Thursday, August 25, 2016

return of the king

The Return of the King is the last volume of The Lord of the Rings. I've already read a large portion of this book, when I read the Appendices ahead of time. Of the three volumes, the first is the largest by far. The last is also large, but there are a lot of pages in the appendices; The Return is about the same size as The Towers.

As a closer, Tolkien crushed it with The Return of the King. This is especially obvious when you read about how he got there (which is what I'm reading right now.) There are so many other ideas he had as he wrote this novel, and while I think many think he took too long to write it, the slow thoughtful process is what resulted in the wonderful story we have now.*

While The Two Towers followed two different story tracks in two separate books, The Return brings the storyline (and the fellowship) back together in a lot of ways. Each member of the fellowship also experiences growth as the story progresses. It would have been easy to have supporting characters that act as straight men, or foils to help the author answer questions the readers may have, or to simply add depth (or entourage) to the story, but Tolkien didn't do that, there are no wasted characters here.**

The ring is a bad thing, its pretty clear.
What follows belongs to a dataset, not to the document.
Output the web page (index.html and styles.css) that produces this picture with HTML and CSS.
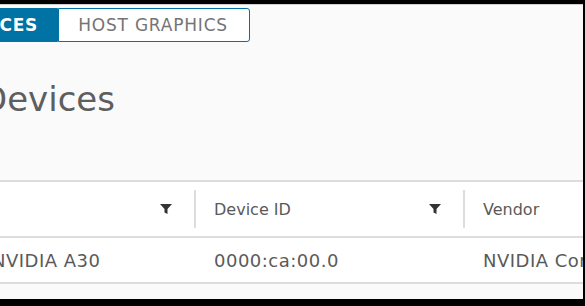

What to do with it is the central theme of the book. What do we do with evil when we encounter it? Bury it, overcome it, or destroy it? Each of these options is examined, but also examined are the consequences of each, including the unintended consequences. What if--this book asks--evil things end up spawning wonderful things, should those things be destroyed with the evil if uncoupling them proves impossible?

That's a hard question. And its ultimately what differentiates The Lord of the Rings from other books in this genre. In every era of Middle-earth, since its making, there has been an evil, brought from without, and balanced by a power for good, set firmly against it. At the end of the third era, when that final bit of the original seed of evil is finally rooted out, so also ends the power that was set against it. Which leaves men alone; inheritors of the fourth age, and all the rest of time, with nothing but mythologies, and the intangible but lasting effects of that original evil, to remind us.
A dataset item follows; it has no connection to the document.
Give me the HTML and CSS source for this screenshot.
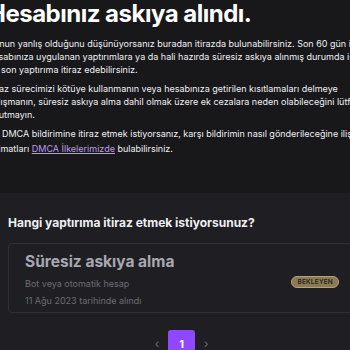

Its not just the sorrow of the elves that pangs, its our own as well.

Read this book.


* There are those who think--and I was one of them years ago--that if Tolkien had written quicker, he would have gotten to more of the stories that he contemplated writing. I read somewhere that Tolkien considered The Lord of the Rings the 'end' of the story, essentially, and there was also a beginning story and a middle story (or stories) that could be told.† Many of these stories were ultimately released in The Silmarillion, and various other books Christopher Tolkien edited and published, such as Unfinished Tales, but if we had his father for longer, perhaps he would have completed these stories himself. I guess that's true, but I don't wish that he'd hurried through the LOTR. If he had, we wouldn't love it the way we do, and perhaps wouldn't care if he'd had the chance to finish the other stories he thought about, if they weren't going to be as good as this book ultimately is.

**Those of you that want to argue about Bombadil can do it outside, before I turn the hose on you. I'm talking about the members of the fellowship, who all have a roll to play, big or small. And each character is fully formed. And no I'm not sure how both he and Treebeard can both be first and oldest. Maybe one's first and the other is oldest; does that fix it? 

†  Please don't. Peter Jackson, I'm looking at you.